Тощий, как насекомое, он размахивал длинными, тонкими руками, сопел, кряхтел, неистово мылил и поливал водой голову, шею и грудь с выступающими ребрами. Его впалые щеки покрылись белоснежной бородой, а голова — шапкой пены, которую дырявил дождь.
Вместо лохани он пользовался тремя котелками, он наполнил их водой, неизвестно откуда добытой, — в деревне воды не было, — а так как во всеобщем небесном и земном потопе некуда было положить что бы то нн было, он запихивал полотенце за пояс штанов, а мыло совал в карман.
Те, кто еще остался, с восхищением следили за этим эпическим омовением в такую непогоду, покачивали головой и повторяли:
— Да у него прямо болезнь чистоплотности!
— Знаешь, говорят, его отметят в приказе по полку за дело в той воронке от снаряда, где он сидел с Вольпатом.

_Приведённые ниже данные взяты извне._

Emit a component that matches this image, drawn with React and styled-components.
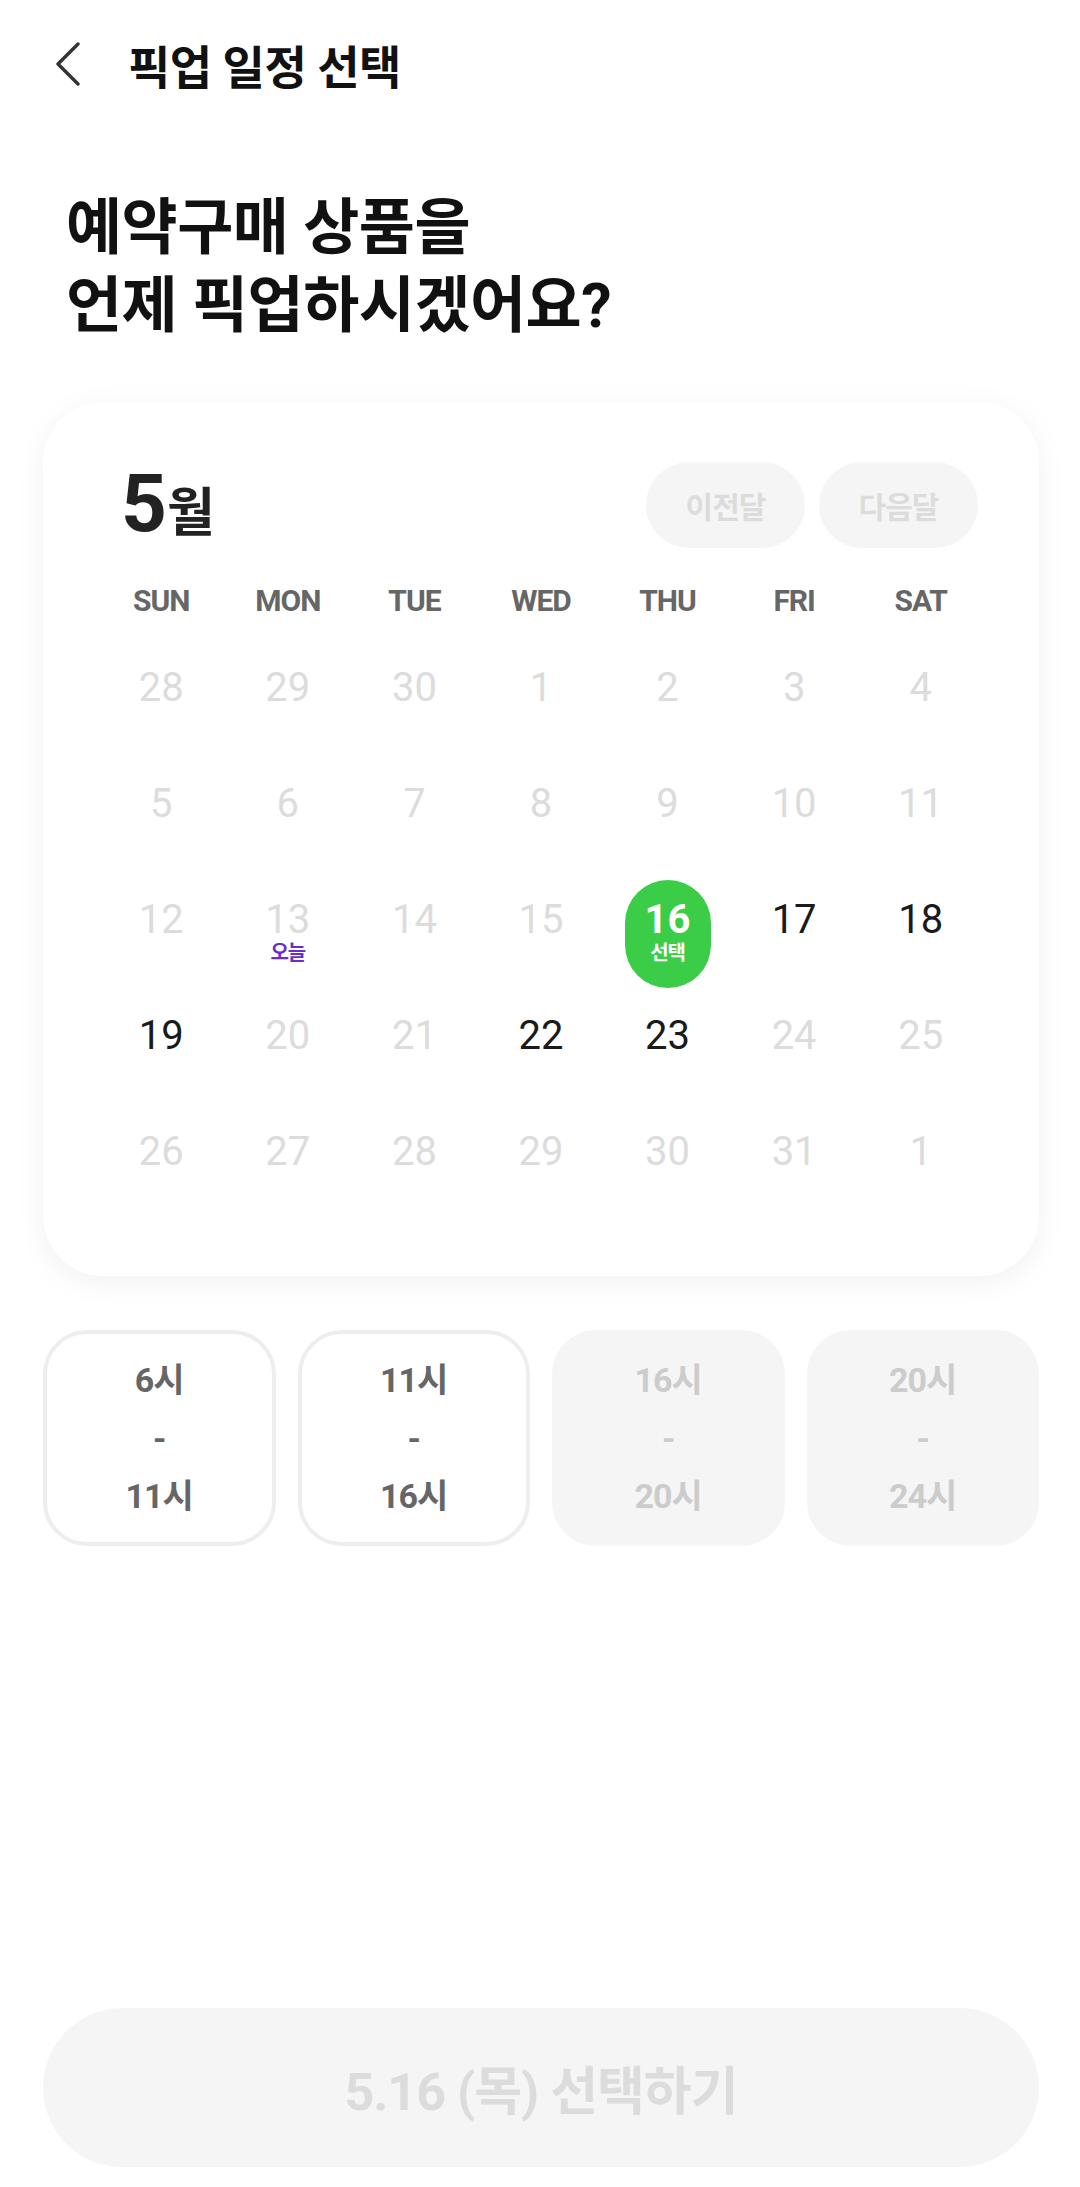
import React from "react";
import styled, { createGlobalStyle } from "styled-components";

const GlobalStyle = createGlobalStyle`
  * { box-sizing: border-box; }
  body {
    margin: 0;
    background: #fff;
    font-family: "Roboto", "Noto Sans CJK KR", sans-serif;
    color: #111;
  }
`;

const Page = styled.div`
  min-height: 100vh;
  display: flex;
  flex-direction: column;
  padding: 0 41px 20px 43px;
`;

const Header = styled.header`
  height: 128px;
  display: flex;
  align-items: center;
  padding-left: 12px;

  svg {
    width: 26px;
    height: 44px;
    margin-right: 47px;
  }
`;

const HeaderTitle = styled.h1`
  margin: 0;
  font-size: 46px;
  font-weight: 700;
  letter-spacing: -0.5px;
  color: #111;
`;

const Heading = styled.h2`
  margin: 61px 0 0 23px;
  font-size: 61px;
  line-height: 78px;
  font-weight: 700;
  letter-spacing: -0.5px;
  color: #111;
`;

const Card = styled.section`
  margin-top: 57px;
  background: #fff;
  border-radius: 60px;
  padding: 60px 55px 65px;
  box-shadow: 0 6px 30px rgba(0, 0, 0, 0.06);
`;

const CardTop = styled.div`
  display: flex;
  justify-content: space-between;
  align-items: center;
  height: 86px;
`;

const Month = styled.div`
  margin-left: 23px;
  display: flex;
  align-items: baseline;
  color: #222;
  font-weight: 700;

  b {
    font-size: 80px;
    font-weight: 700;
    line-height: 1;
  }
  span {
    font-size: 52px;
    letter-spacing: -2px;
  }
`;

const NavGroup = styled.div`
  display: flex;
  gap: 14px;
  margin-right: 6px;
`;

const NavButton = styled.button`
  width: 159px;
  height: 86px;
  border: none;
  border-radius: 43px;
  background: #f5f5f5;
  color: #dcdcdc;
  font-family: inherit;
  font-size: 30px;
  font-weight: 700;
  letter-spacing: -1px;
`;

const WeekRow = styled.div`
  margin-top: 27px;
  height: 50px;
  display: grid;
  grid-template-columns: repeat(7, 1fr);
  align-items: center;
  text-align: center;
  font-size: 30px;
  font-weight: 700;
  letter-spacing: -1px;
  color: #666;
`;

const DateGrid = styled.div`
  margin-top: 6px;
  display: grid;
  grid-template-columns: repeat(7, 1fr);
  grid-auto-rows: 116px;
`;

const Cell = styled.div`
  display: flex;
  justify-content: center;
  align-items: flex-start;
  padding-top: 17px;
`;

const DayMark = styled.div`
  width: 86px;
  padding: 20px 0 22px;
  border-radius: 43px;
  display: flex;
  flex-direction: column;
  align-items: center;
  background: ${(p) => (p.$selected ? "#3ccd48" : "transparent")};
`;

const DayNum = styled.span`
  font-size: 40px;
  line-height: 40px;
  font-weight: ${(p) => (p.$selected ? 700 : 400)};
  color: ${(p) => (p.$selected ? "#fff" : p.$off ? "#dcdcdc" : "#1a1a1a")};
`;

const DayLabel = styled.span`
  font-size: 20px;
  line-height: 26px;
  font-weight: 700;
  letter-spacing: -1px;
  color: ${(p) => (p.$selected ? "#fff" : "#6c2dc7")};
`;

const SlotRow = styled.div`
  margin-top: 54px;
  display: grid;
  grid-template-columns: repeat(4, 1fr);
  gap: 22px;
`;

const Slot = styled.button`
  height: 216px;
  border-radius: 44px;
  border: 4px solid ${(p) => (p.$disabled ? "#f5f5f5" : "#eeeeee")};
  background: ${(p) => (p.$disabled ? "#f5f5f5" : "#fff")};
  color: ${(p) => (p.$disabled ? "#cccccc" : "#666")};
  display: flex;
  flex-direction: column;
  align-items: center;
  justify-content: center;
  font-family: inherit;
  font-size: 34px;
  font-weight: 700;
  letter-spacing: -1px;
  line-height: 58px;
  padding: 0;
`;

const SubmitButton = styled.button`
  margin-top: auto;
  height: 159px;
  border: none;
  border-radius: 80px;
  background: #f5f5f5;
  color: #dcdcdc;
  font-family: inherit;
  font-size: 52px;
  font-weight: 700;
  letter-spacing: -1px;
`;

const weekdays = ["SUN", "MON", "TUE", "WED", "THU", "FRI", "SAT"];

const days = [
  ...[28, 29, 30].map((d) => ({ d, off: true })),
  ...[1, 2, 3, 4, 5, 6, 7, 8, 9, 10, 11, 12].map((d) => ({ d, off: true })),
  { d: 13, off: true, label: "오늘" },
  { d: 14, off: true },
  { d: 15, off: true },
  { d: 16, selected: true, label: "선택" },
  { d: 17 },
  { d: 18 },
  { d: 19 },
  { d: 20, off: true },
  { d: 21, off: true },
  { d: 22 },
  { d: 23 },
  ...[24, 25, 26, 27, 28, 29, 30, 31, 1].map((d) => ({ d, off: true })),
];

const slots = [
  { from: "6시", to: "11시" },
  { from: "11시", to: "16시" },
  { from: "16시", to: "20시", disabled: true },
  { from: "20시", to: "24시", disabled: true },
];

const App = () => {
  return (
    <Page>
      <GlobalStyle />
      <Header>
        <svg viewBox="0 0 26 44" fill="none">
          <path
            d="M23 2 L3 22 L23 42"
            stroke="#333"
            strokeWidth="3.4"
            strokeLinecap="round"
            strokeLinejoin="round"
          />
        </svg>
        <HeaderTitle>픽업 일정 선택</HeaderTitle>
      </Header>

      <Heading>
        예약구매 상품을
        <br />
        언제 픽업하시겠어요?
      </Heading>

      <Card>
        <CardTop>
          <Month>
            <b>5</b>
            <span>월</span>
          </Month>
          <NavGroup>
            <NavButton>이전달</NavButton>
            <NavButton>다음달</NavButton>
          </NavGroup>
        </CardTop>

        <WeekRow>
          {weekdays.map((w) => (
            <div key={w}>{w}</div>
          ))}
        </WeekRow>

        <DateGrid>
          {days.map((day, i) => (
            <Cell key={i}>
              <DayMark $selected={day.selected}>
                <DayNum $off={day.off} $selected={day.selected}>
                  {day.d}
                </DayNum>
                {day.label && (
                  <DayLabel $selected={day.selected}>{day.label}</DayLabel>
                )}
              </DayMark>
            </Cell>
          ))}
        </DateGrid>
      </Card>

      <SlotRow>
        {slots.map((s) => (
          <Slot key={s.from} $disabled={s.disabled}>
            <span>{s.from}</span>
            <span>-</span>
            <span>{s.to}</span>
          </Slot>
        ))}
      </SlotRow>

      <SubmitButton>5.16 (목) 선택하기</SubmitButton>
    </Page>
  );
};

export default App;
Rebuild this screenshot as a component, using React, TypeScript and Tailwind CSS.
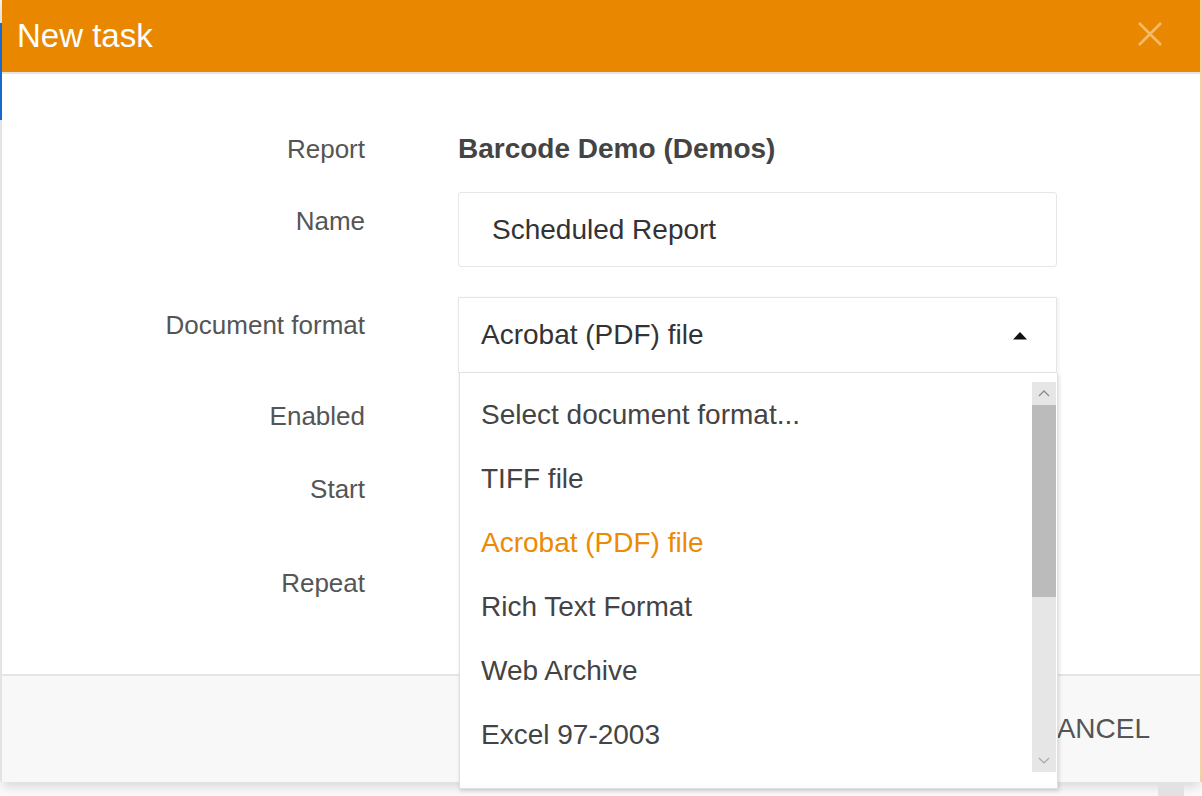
import React from 'react';

const formats = [
  'Select document format...',
  'TIFF file',
  'Acrobat (PDF) file',
  'Rich Text Format',
  'Web Archive',
  'Excel 97-2003',
];

const Label: React.FC<{ text: string; pad?: string }> = ({ text, pad = '' }) => (
  <div className={`w-[363px] shrink-0 text-right text-[26px] leading-[36px] text-[#555] ${pad}`}>{text}</div>
);

const App: React.FC = () => {
  const selected = 'Acrobat (PDF) file';

  return (
    <div className="w-[1202px] h-[796px] overflow-hidden bg-[#fbfbfb] font-['Liberation_Sans',Arial,sans-serif] flex flex-col">
      <div className="flex h-[782px]">
        <div className="w-[2px] flex flex-col">
          <div className="h-[23px] bg-[#f2f2f2]" />
          <div className="h-[97px] bg-[#1a6fd8]" />
          <div className="flex-1 bg-[#f0f0f0]" />
        </div>

        <div className="w-[1198px] flex flex-col bg-white shadow-[0_6px_10px_rgba(0,0,0,0.12)]">
          {/* header */}
          <div className="h-[74px] shrink-0 bg-[#e98700] border-b-2 border-[#e4e4e4] flex items-center justify-between pl-[15px] pr-[38px]">
            <h1 className="text-[33px] leading-none text-white -mt-[2px]">New task</h1>
            <svg width="24" height="24" viewBox="0 0 24 24" className="-mt-[4px]">
              <path d="M1 1 L23 23 M23 1 L1 23" stroke="#f4bb6a" strokeWidth="2.6" fill="none" />
            </svg>
          </div>

          {/* body */}
          <div className="h-[600px] shrink-0 pt-[57px] flex flex-col">
            <div className="flex h-[36px]">
              <Label text="Report" />
              <div className="ml-[93px] text-[28px] leading-[36px] font-bold text-[#444]">Barcode Demo (Demos)</div>
            </div>

            <div className="flex mt-[25px]">
              <Label text="Name" pad="pt-[11px]" />
              <div className="ml-[93px] w-[599px] h-[75px] border border-[#e6e6e6] rounded-[3px] flex items-center pl-[33px] text-[28px] text-[#333]">
                Scheduled Report
              </div>
            </div>

            <div className="flex mt-[30px]">
              <Label text="Document format" pad="pt-[10px]" />
              <div className="ml-[93px] w-[599px] relative z-10">
                <div className="h-[76px] border border-[#e6e6e6] bg-white shadow-[1px_1px_4px_rgba(0,0,0,0.08)] flex items-center justify-between pl-[22px] pr-[28px] text-[28px] text-[#333]">
                  <span>Acrobat (PDF) file</span>
                  <svg width="16" height="9" viewBox="0 0 16 9">
                    <path d="M1 8.5 L8 1 L15 8.5 Z" fill="#111" />
                  </svg>
                </div>
                <div className="absolute left-[1px] top-full w-[599px] h-[416px] bg-white border border-[#e0e0e0] border-t-0 shadow-[1px_2px_4px_rgba(0,0,0,0.15)] flex">
                  <ul className="flex-1 pt-[10px] overflow-hidden">
                    {formats.map((f) => (
                      <li
                        key={f}
                        className={`h-[64px] flex items-center pl-[21px] text-[28px] ${f === selected ? 'text-[#ec8a05]' : 'text-[#444]'}`}
                      >
                        {f}
                      </li>
                    ))}
                  </ul>
                  <div className="w-[24px] mt-[9px] mb-[16px] mr-[1px] bg-[#e6e6e6] flex flex-col">
                    <div className="h-[23px] flex items-center justify-center">
                      <svg width="12" height="7" viewBox="0 0 12 7">
                        <path d="M1 6 L6 1 L11 6" stroke="#8a8a8a" strokeWidth="1.3" fill="none" />
                      </svg>
                    </div>
                    <div className="h-[192px] bg-[#bbbbbb]" />
                    <div className="flex-1 flex items-end justify-center pb-[8px]">
                      <svg width="12" height="7" viewBox="0 0 12 7">
                        <path d="M1 1 L6 6 L11 1" stroke="#a6a6a6" strokeWidth="1.1" fill="none" />
                      </svg>
                    </div>
                  </div>
                </div>
              </div>
            </div>

            <div className="flex mt-[25px]">
              <Label text="Enabled" />
            </div>
            <div className="flex mt-[37px]">
              <Label text="Start" />
            </div>
            <div className="flex mt-[58px]">
              <Label text="Repeat" />
            </div>
          </div>

          {/* footer */}
          <div className="flex-1 bg-[#f8f8f8] border-t-2 border-[#e5e5e5] flex items-center justify-end pr-[50px]">
            <button className="text-[28px] text-[#555]">CANCEL</button>
          </div>
        </div>

        <div className="w-[2px] bg-[#f3d2a2]" />
      </div>

      <div className="h-[14px] flex">
        <div className="ml-[1158px] w-[26px] bg-[#e2e2e2]" />
      </div>
    </div>
  );
};

export default App;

— Ну, еще бы, он заслужил отличие.
Не отдавая себе в этом отчета, солдаты смешивали оба подвига: подвиг в бою и подвиг купания — и смотрели на Фуйяда как на героя дня, а он отдувался, фыркал, задыхался, хрипел, отплевывался, пробовал под этим небесным душем вытереться насухо быстрыми, неожиданными взмахами и наконец стал одеваться.
После мытья ему стало холодно. И вот он вертится на месте и останавливается у входа в сарай, где мы живем. Ледяной ветер бьет его по длинному смуглому лицу, исторгает из глаз слезы, и они катятся по щекам, когда-то обвеянным мистралем; из носу у него течет и каплет.
Побежденный колючим ветром, который хлещет его по ушам (хотя голова повязана шарфом) и по икрам (хотя его петушиные ноги защищены желтыми обмотками), Фуйяд возвращается в сарай; но сейчас же выскакивает оттуда, свирепо вращает глазами и бормочет: «Хреновина! Будь ты проклята!» произнося эти слова с тем южным акцентом, с каким говорят за тысячу километров отсюда, в том краю, откуда изгнала Фуйяда война.